Set task:
Transcribe every line exactly and omit anything that is a picture.

Information shown:
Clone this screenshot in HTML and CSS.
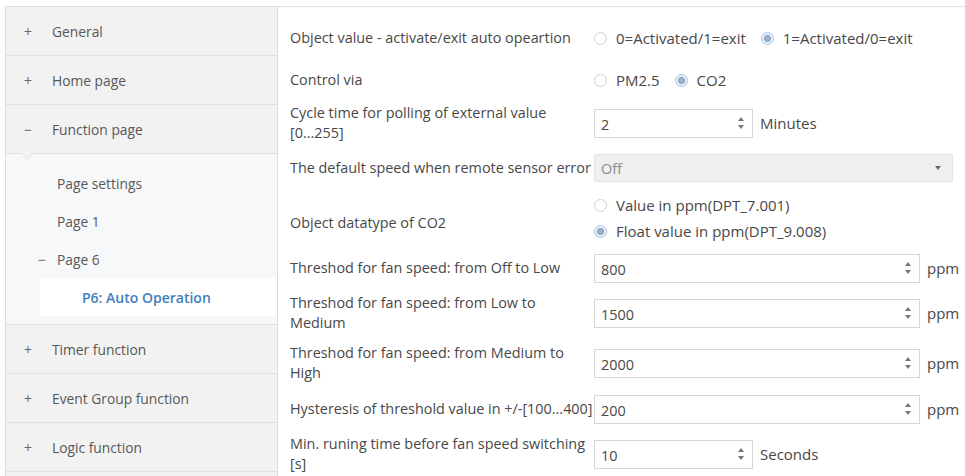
FILE: index.html
```html
<!DOCTYPE html>
<html lang="en">
<head>
  <meta charset="UTF-8" />
  <title>P6: Auto Operation</title>
  <link rel="stylesheet" href="styles.css">
</head>
<body>

<div class="app">
  <nav class="sidebar">
    <div class="nav-item"><span class="sign">+</span>General</div>
    <div class="nav-item"><span class="sign">+</span>Home page</div>
    <div class="nav-item open"><span class="sign">&minus;</span>Function page</div>
    <div class="sub">
      <div class="sub-item">Page settings</div>
      <div class="sub-item">Page 1</div>
      <div class="sub-item"><span class="sign">&minus;</span>Page 6</div>
      <div class="sub-item active">P6: Auto Operation</div>
    </div>
    <div class="nav-item"><span class="sign">+</span>Timer function</div>
    <div class="nav-item"><span class="sign">+</span>Event Group function</div>
    <div class="nav-item"><span class="sign">+</span>Logic function</div>
  </nav>

  <main class="params">
    <div class="row h42">
      <div class="label">Object value - activate/exit auto opeartion</div>
      <div class="control">
        <span class="radio"></span><span class="opt">0=Activated/1=exit</span>
        <span class="radio on"></span><span class="opt">1=Activated/0=exit</span>
      </div>
    </div>

    <div class="row h42">
      <div class="label">Control via</div>
      <div class="control">
        <span class="radio"></span><span class="opt">PM2.5</span>
        <span class="radio on"></span><span class="opt">CO2</span>
      </div>
    </div>

    <div class="row h44">
      <div class="label">Cycle time for polling of external value [0...255]</div>
      <div class="control">
        <div class="spin short"><span class="val">2</span><span class="arrows"><i class="up"></i><i class="down"></i></span></div>
        <span class="unit">Minutes</span>
      </div>
    </div>

    <div class="row h46">
      <div class="label">The default speed when remote sensor error</div>
      <div class="control">
        <div class="select"><span class="val">Off</span><i class="caret"></i></div>
      </div>
    </div>

    <div class="row h54">
      <div class="label low">Object datatype of CO2</div>
      <div class="control stack">
        <div class="line"><span class="radio"></span><span class="opt">Value in ppm(DPT_7.001)</span></div>
        <div class="line"><span class="radio on"></span><span class="opt">Float value in ppm(DPT_9.008)</span></div>
      </div>
    </div>

    <div class="row h46">
      <div class="label">Threshod for fan speed: from Off to Low</div>
      <div class="control">
        <div class="spin long"><span class="val">800</span><span class="arrows"><i class="up"></i><i class="down"></i></span></div>
        <span class="unit">ppm</span>
      </div>
    </div>

    <div class="row h44">
      <div class="label">Threshod for fan speed: from Low to Medium</div>
      <div class="control">
        <div class="spin long"><span class="val">1500</span><span class="arrows"><i class="up"></i><i class="down"></i></span></div>
        <span class="unit">ppm</span>
      </div>
    </div>

    <div class="row h56">
      <div class="label">Threshod for fan speed: from Medium to High</div>
      <div class="control">
        <div class="spin long"><span class="val">2000</span><span class="arrows"><i class="up"></i><i class="down"></i></span></div>
        <span class="unit">ppm</span>
      </div>
    </div>

    <div class="row h36">
      <div class="label">Hysteresis of threshold value in +/-[100...400]</div>
      <div class="control">
        <div class="spin long"><span class="val">200</span><span class="arrows"><i class="up"></i><i class="down"></i></span></div>
        <span class="unit">ppm</span>
      </div>
    </div>

    <div class="row h54">
      <div class="label">Min. runing time before fan speed switching [s]</div>
      <div class="control">
        <div class="spin short"><span class="val">10</span><span class="arrows"><i class="up"></i><i class="down"></i></span></div>
        <span class="unit">Seconds</span>
      </div>
    </div>
  </main>
</div>

</body>
</html>
```

FILE: styles.css
```css
body {
  margin: 0;
  background: #fff;
  font-family: "Open Sans", Arial, sans-serif;
  color: #484848;
}
.app {
  display: flex;
  margin: 6px 0 0 5px;
  border-top: 1px solid #e1e1e1;
  height: 470px;
  overflow: hidden;
}

/* left tree */
.sidebar {
  width: 271px;
  flex-shrink: 0;
  background: #f2f2f2;
  border-left: 1px solid #dcdcdc;
  border-right: 1px solid #dcdcdc;
  font-size: 13.8px;
  color: #585858;
}
.nav-item {
  height: 48px;
  display: flex;
  align-items: center;
  padding-left: 18px;
  border-bottom: 1px solid #e0e0e0;
  position: relative;
}
.sign {
  width: 28px;
  display: inline-block;
  font-size: 14px;
  color: #666;
}
.nav-item.open::after {
  content: "";
  position: absolute;
  left: 15px;
  bottom: -6px;
  border-left: 6px solid transparent;
  border-right: 6px solid transparent;
  border-top: 6px solid #f2f2f2;
}
.nav-item.open::before {
  content: "";
  position: absolute;
  left: 14px;
  bottom: -7px;
  border-left: 7px solid transparent;
  border-right: 7px solid transparent;
  border-top: 7px solid #e0e0e0;
}
.sub {
  background: #f6f8fa;
  padding: 10px 0 8px;
  border-bottom: 1px solid #e0e0e0;
}
.sub-item {
  height: 38px;
  display: flex;
  align-items: center;
  padding-left: 51px;
}
.sub-item .sign {
  width: 19px;
  margin-left: -19px;
}
.sub-item.active {
  background: #fff;
  margin-left: 34px;
  padding-left: 42px;
  font-weight: 600;
  color: #3f7fbf;
  font-size: 14px;
}

/* parameter list */
.params {
  flex: 1;
  padding: 10px 0 0 12px;
  font-size: 14.4px;
}
.row {
  display: flex;
  align-items: center;
}
.h36 { height: 36px; }
.h42 { height: 42px; }
.h44 { height: 44px; }
.h46 { height: 46px; }
.h54 { height: 54px; }
.h56 { height: 56px; }
.label {
  width: 304px;
  flex-shrink: 0;
  line-height: 20px;
}
.label.low {
  padding-top: 10px;
}
.control {
  display: flex;
  align-items: center;
  font-size: 15px;
}
.control.stack {
  flex-direction: column;
  align-items: flex-start;
  gap: 6px;
}
.line {
  display: flex;
  align-items: center;
}
.radio {
  width: 13px;
  height: 13px;
  border: 1px solid #cfcfcf;
  border-radius: 50%;
  background: #fff;
  box-sizing: border-box;
  display: flex;
  align-items: center;
  justify-content: center;
}
.radio.on {
  border-color: #b3c6db;
  background: #e6eef7;
}
.radio.on::after {
  content: "";
  width: 7px;
  height: 7px;
  box-sizing: border-box;
  border-radius: 50%;
  background: #9bb3cd;
  border: 1px solid #7893b2;
}
.opt {
  margin: 0 15px 0 9px;
}
.spin, .select {
  height: 29px;
  box-sizing: border-box;
  border: 1px solid #d6d6d6;
  display: flex;
  align-items: center;
  padding: 3px 8px 0 6px;
  font-size: 14.4px;
}
.spin.short { width: 159px; }
.spin.long { width: 326px; }
.val { flex: 1; }
.arrows {
  display: flex;
  flex-direction: column;
  gap: 4px;
  margin-top: -3px;
}
.arrows i {
  width: 0;
  height: 0;
  border-left: 3px solid transparent;
  border-right: 3px solid transparent;
}
.arrows .up { border-bottom: 4px solid #777; }
.arrows .down { border-top: 4px solid #777; }
.unit {
  margin-left: 7px;
}
.select {
  width: 359px;
  height: 28px;
  background: #efefef;
  border-color: #e4e4e4;
  color: #8a8a8a;
  padding-top: 0;
}
.caret {
  width: 0;
  height: 0;
  border-left: 3.5px solid transparent;
  border-right: 3.5px solid transparent;
  border-top: 4px solid #666;
  margin-right: 3px;
}
```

Expected answer:
Clone this screenshot in HTML and CSS.
FILE: index.html
```html
<!DOCTYPE html>
<html lang="en">
<head>
  <meta charset="UTF-8" />
  <title>P6: Auto Operation</title>
  <link rel="stylesheet" href="styles.css">
</head>
<body>

<div class="app">
  <nav class="sidebar">
    <div class="nav-item"><span class="sign">+</span>General</div>
    <div class="nav-item"><span class="sign">+</span>Home page</div>
    <div class="nav-item open"><span class="sign">&minus;</span>Function page</div>
    <div class="sub">
      <div class="sub-item">Page settings</div>
      <div class="sub-item">Page 1</div>
      <div class="sub-item"><span class="sign">&minus;</span>Page 6</div>
      <div class="sub-item active">P6: Auto Operation</div>
    </div>
    <div class="nav-item"><span class="sign">+</span>Timer function</div>
    <div class="nav-item"><span class="sign">+</span>Event Group function</div>
    <div class="nav-item"><span class="sign">+</span>Logic function</div>
  </nav>

  <main class="params">
    <div class="row h42">
      <div class="label">Object value - activate/exit auto opeartion</div>
      <div class="control">
        <span class="radio"></span><span class="opt">0=Activated/1=exit</span>
        <span class="radio on"></span><span class="opt">1=Activated/0=exit</span>
      </div>
    </div>

    <div class="row h42">
      <div class="label">Control via</div>
      <div class="control">
        <span class="radio"></span><span class="opt">PM2.5</span>
        <span class="radio on"></span><span class="opt">CO2</span>
      </div>
    </div>

    <div class="row h44">
      <div class="label">Cycle time for polling of external value [0...255]</div>
      <div class="control">
        <div class="spin short"><span class="val">2</span><span class="arrows"><i class="up"></i><i class="down"></i></span></div>
        <span class="unit">Minutes</span>
      </div>
    </div>

    <div class="row h46">
      <div class="label">The default speed when remote sensor error</div>
      <div class="control">
        <div class="select"><span class="val">Off</span><i class="caret"></i></div>
      </div>
    </div>

    <div class="row h54">
      <div class="label low">Object datatype of CO2</div>
      <div class="control stack">
        <div class="line"><span class="radio"></span><span class="opt">Value in ppm(DPT_7.001)</span></div>
        <div class="line"><span class="radio on"></span><span class="opt">Float value in ppm(DPT_9.008)</span></div>
      </div>
    </div>

    <div class="row h46">
      <div class="label">Threshod for fan speed: from Off to Low</div>
      <div class="control">
        <div class="spin long"><span class="val">800</span><span class="arrows"><i class="up"></i><i class="down"></i></span></div>
        <span class="unit">ppm</span>
      </div>
    </div>

    <div class="row h44">
      <div class="label">Threshod for fan speed: from Low to Medium</div>
      <div class="control">
        <div class="spin long"><span class="val">1500</span><span class="arrows"><i class="up"></i><i class="down"></i></span></div>
        <span class="unit">ppm</span>
      </div>
    </div>

    <div class="row h56">
      <div class="label">Threshod for fan speed: from Medium to High</div>
      <div class="control">
        <div class="spin long"><span class="val">2000</span><span class="arrows"><i class="up"></i><i class="down"></i></span></div>
        <span class="unit">ppm</span>
      </div>
    </div>

    <div class="row h36">
      <div class="label">Hysteresis of threshold value in +/-[100...400]</div>
      <div class="control">
        <div class="spin long"><span class="val">200</span><span class="arrows"><i class="up"></i><i class="down"></i></span></div>
        <span class="unit">ppm</span>
      </div>
    </div>

    <div class="row h54">
      <div class="label">Min. runing time before fan speed switching [s]</div>
      <div class="control">
        <div class="spin short"><span class="val">10</span><span class="arrows"><i class="up"></i><i class="down"></i></span></div>
        <span class="unit">Seconds</span>
      </div>
    </div>
  </main>
</div>

</body>
</html>
```

FILE: styles.css
```css
body {
  margin: 0;
  background: #fff;
  font-family: "Open Sans", Arial, sans-serif;
  color: #484848;
}
.app {
  display: flex;
  margin: 6px 0 0 5px;
  border-top: 1px solid #e1e1e1;
  height: 470px;
  overflow: hidden;
}

/* left tree */
.sidebar {
  width: 271px;
  flex-shrink: 0;
  background: #f2f2f2;
  border-left: 1px solid #dcdcdc;
  border-right: 1px solid #dcdcdc;
  font-size: 13.8px;
  color: #585858;
}
.nav-item {
  height: 48px;
  display: flex;
  align-items: center;
  padding-left: 18px;
  border-bottom: 1px solid #e0e0e0;
  position: relative;
}
.sign {
  width: 28px;
  display: inline-block;
  font-size: 14px;
  color: #666;
}
.nav-item.open::after {
  content: "";
  position: absolute;
  left: 15px;
  bottom: -6px;
  border-left: 6px solid transparent;
  border-right: 6px solid transparent;
  border-top: 6px solid #f2f2f2;
}
.nav-item.open::before {
  content: "";
  position: absolute;
  left: 14px;
  bottom: -7px;
  border-left: 7px solid transparent;
  border-right: 7px solid transparent;
  border-top: 7px solid #e0e0e0;
}
.sub {
  background: #f6f8fa;
  padding: 10px 0 8px;
  border-bottom: 1px solid #e0e0e0;
}
.sub-item {
  height: 38px;
  display: flex;
  align-items: center;
  padding-left: 51px;
}
.sub-item .sign {
  width: 19px;
  margin-left: -19px;
}
.sub-item.active {
  background: #fff;
  margin-left: 34px;
  padding-left: 42px;
  font-weight: 600;
  color: #3f7fbf;
  font-size: 14px;
}

/* parameter list */
.params {
  flex: 1;
  padding: 10px 0 0 12px;
  font-size: 14.4px;
}
.row {
  display: flex;
  align-items: center;
}
.h36 { height: 36px; }
.h42 { height: 42px; }
.h44 { height: 44px; }
.h46 { height: 46px; }
.h54 { height: 54px; }
.h56 { height: 56px; }
.label {
  width: 304px;
  flex-shrink: 0;
  line-height: 20px;
}
.label.low {
  padding-top: 10px;
}
.control {
  display: flex;
  align-items: center;
  font-size: 15px;
}
.control.stack {
  flex-direction: column;
  align-items: flex-start;
  gap: 6px;
}
.line {
  display: flex;
  align-items: center;
}
.radio {
  width: 13px;
  height: 13px;
  border: 1px solid #cfcfcf;
  border-radius: 50%;
  background: #fff;
  box-sizing: border-box;
  display: flex;
  align-items: center;
  justify-content: center;
}
.radio.on {
  border-color: #b3c6db;
  background: #e6eef7;
}
.radio.on::after {
  content: "";
  width: 7px;
  height: 7px;
  box-sizing: border-box;
  border-radius: 50%;
  background: #9bb3cd;
  border: 1px solid #7893b2;
}
.opt {
  margin: 0 15px 0 9px;
}
.spin, .select {
  height: 29px;
  box-sizing: border-box;
  border: 1px solid #d6d6d6;
  display: flex;
  align-items: center;
  padding: 3px 8px 0 6px;
  font-size: 14.4px;
}
.spin.short { width: 159px; }
.spin.long { width: 326px; }
.val { flex: 1; }
.arrows {
  display: flex;
  flex-direction: column;
  gap: 4px;
  margin-top: -3px;
}
.arrows i {
  width: 0;
  height: 0;
  border-left: 3px solid transparent;
  border-right: 3px solid transparent;
}
.arrows .up { border-bottom: 4px solid #777; }
.arrows .down { border-top: 4px solid #777; }
.unit {
  margin-left: 7px;
}
.select {
  width: 359px;
  height: 28px;
  background: #efefef;
  border-color: #e4e4e4;
  color: #8a8a8a;
  padding-top: 0;
}
.caret {
  width: 0;
  height: 0;
  border-left: 3.5px solid transparent;
  border-right: 3.5px solid transparent;
  border-top: 4px solid #666;
  margin-right: 3px;
}
```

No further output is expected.